The term “prime rate” (also known as the prime lending rate or prime interest rate) refers to the interest rate that large commercial banks charge on loans and products held by their customers with the highest credit rating. Typically, the customers with high creditworthiness are large corporations that are borrowing from commercial banks in order to finance their operations with debt.

Prime Rate

Breaking Down Prime Rate

Commercial banks usually charge a prime rate that works best with their individualized set of customers, meaning that there are usually many different rates charged across an economy. Because of this practice, single rate figures are usually the average of a number of prime rates charged by several major commercial banks. Since such rates are charged to the most creditworthy customers of a bank, they are usually lower than the interest rates charged to individuals, who are more prone to default.

Despite mostly being of concern to large corporations, prime rates can also be of interest to individuals in society. This is because the rate can affect the interest rates on other financial products such as mortgages, personal loans (credit cards), or loans for small- and medium-sized enterprises (SMEs).

If the top customers of a commercial bank see their credit decrease, it can be an indicator of the downward pressure placed by the economic climate on all borrowers of the bank. Thus, interest rate charges for mortgages or personal loans will likely react to an increase in the prime rate.

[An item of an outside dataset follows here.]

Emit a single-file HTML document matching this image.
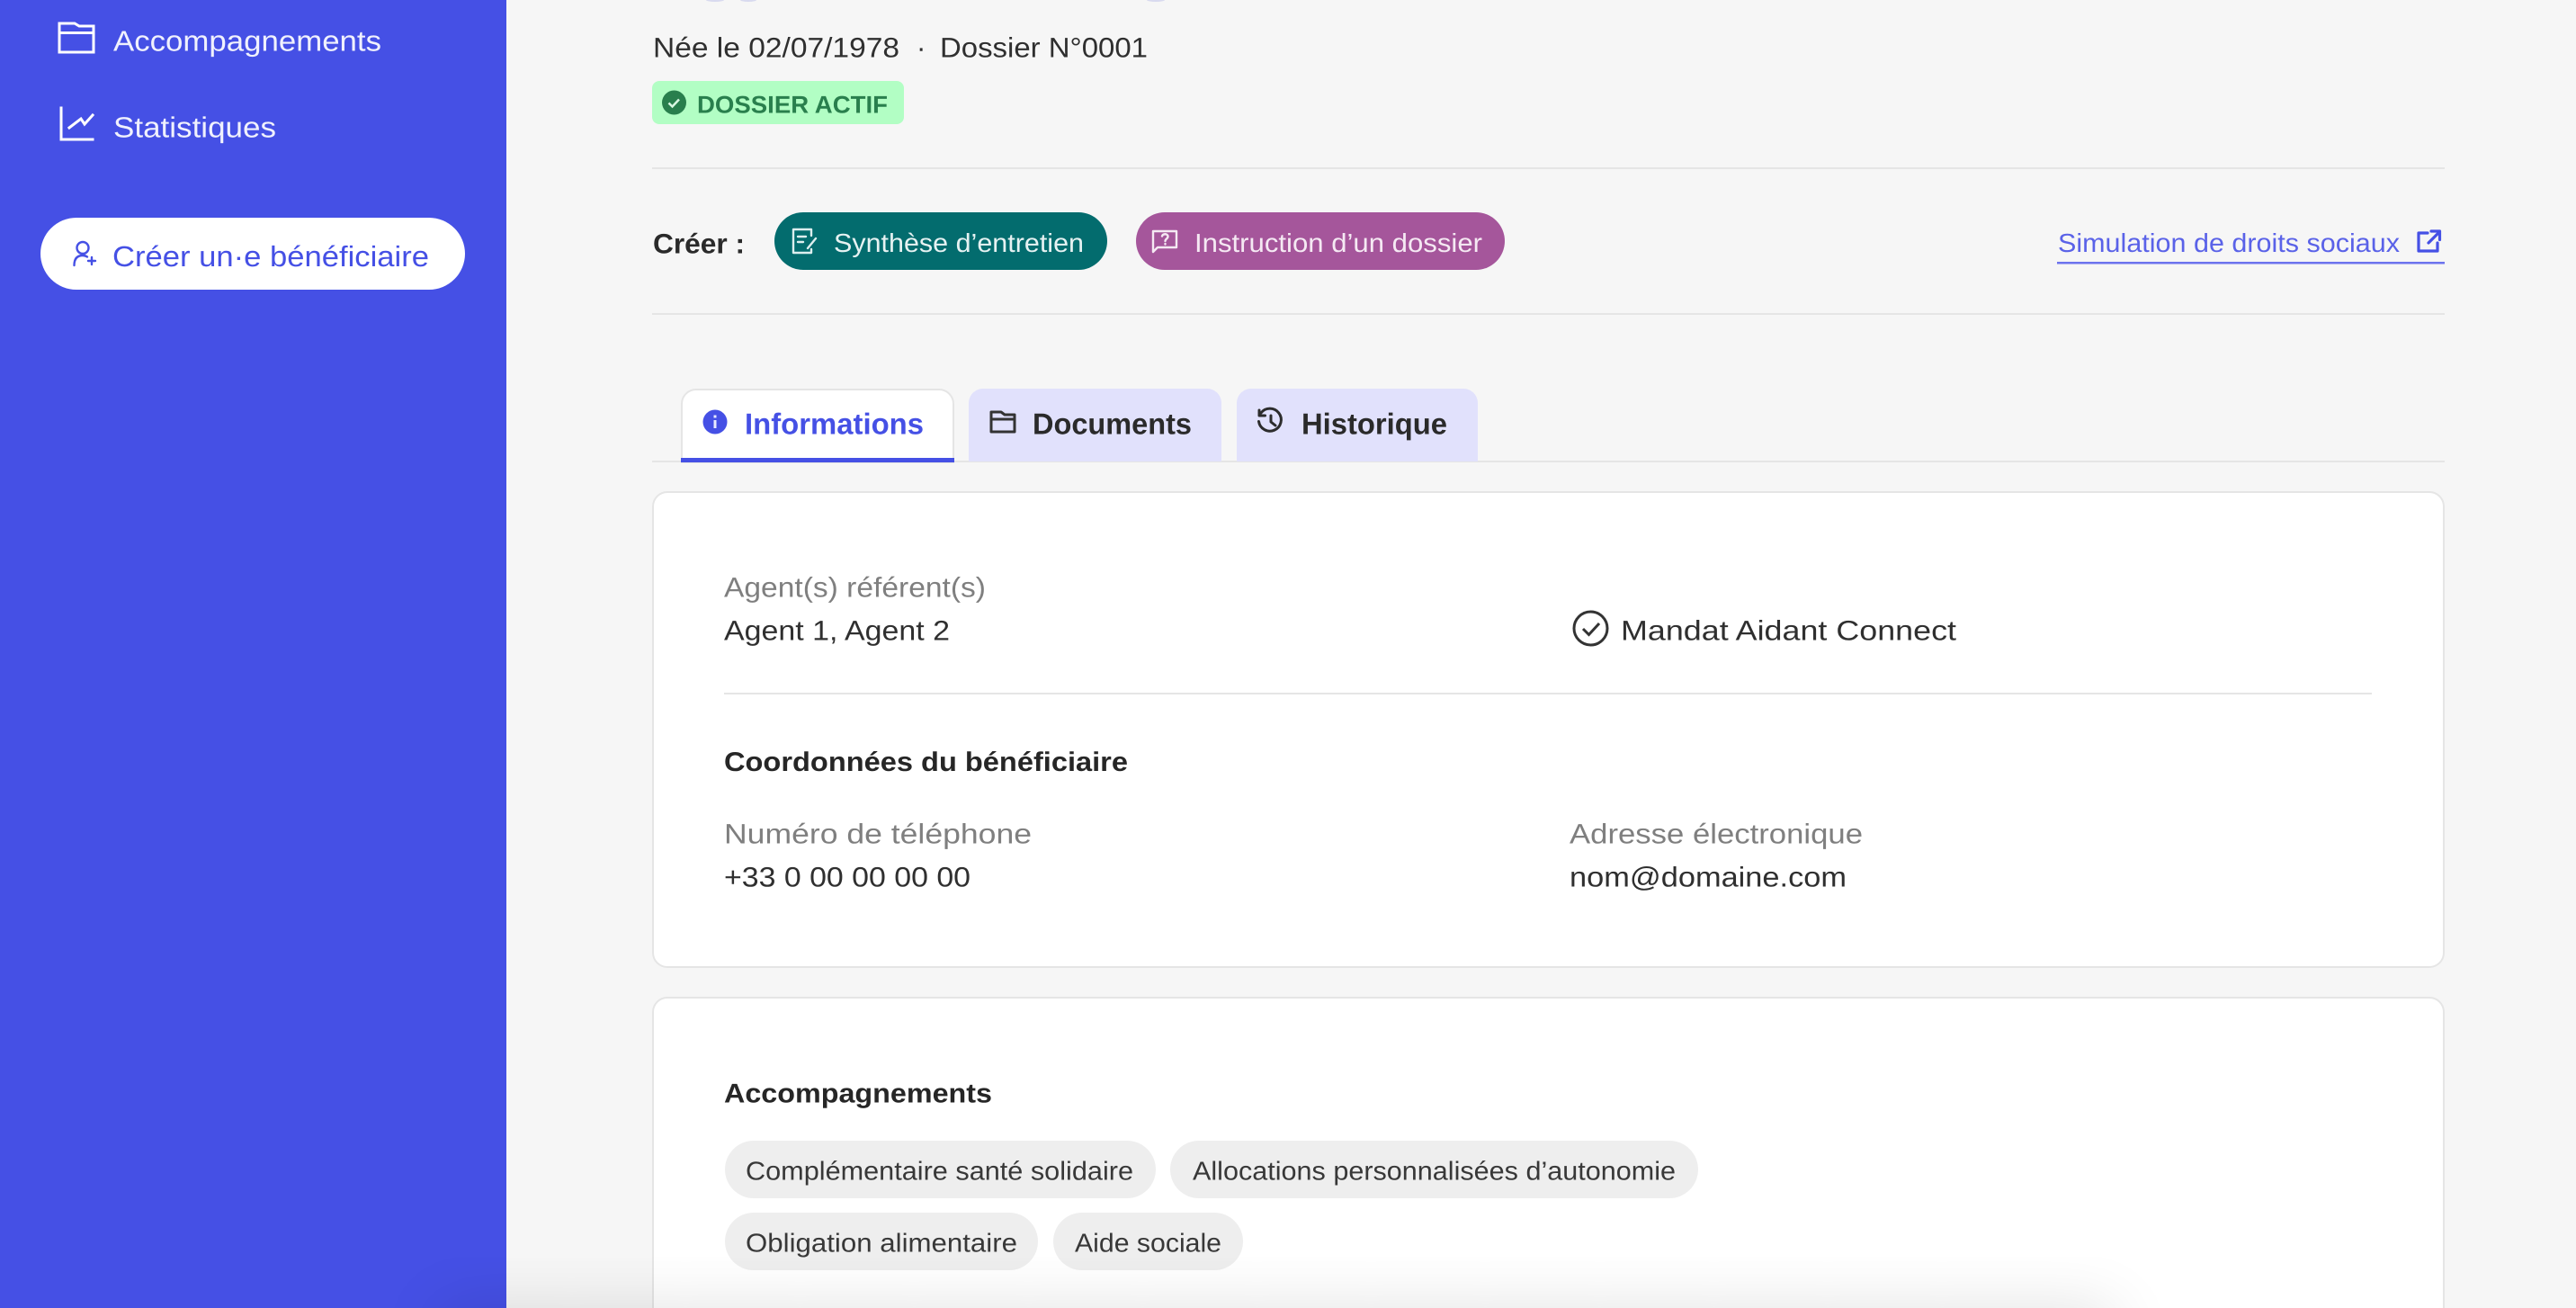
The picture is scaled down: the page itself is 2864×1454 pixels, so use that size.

Prime Rate vs. Overnight Rate

The prime rate is heavily dependent on the federal rate (or overnight rate). The overnight rate is the interest rate that banks charge on money lent to other banks, which are deemed to be the most creditworthy entities in an economy, next only to the government.

If the overnight rate increases, it can indicate that commercial banks are seeing their credit decrease. If the creditworthiness of the most creditworthy entities in an economy is decreasing, it can be a sign that the overall economy is deteriorating.

Thus, the prime rate is likely to increase as a result, since large corporations are probably also facing more difficult economic conditions. Such circumstances may affect the large corporations’ abilities to pay off existing debt, which, in turn, places downward pressure on their credit scores and ultimately results in hikes in the prime rate.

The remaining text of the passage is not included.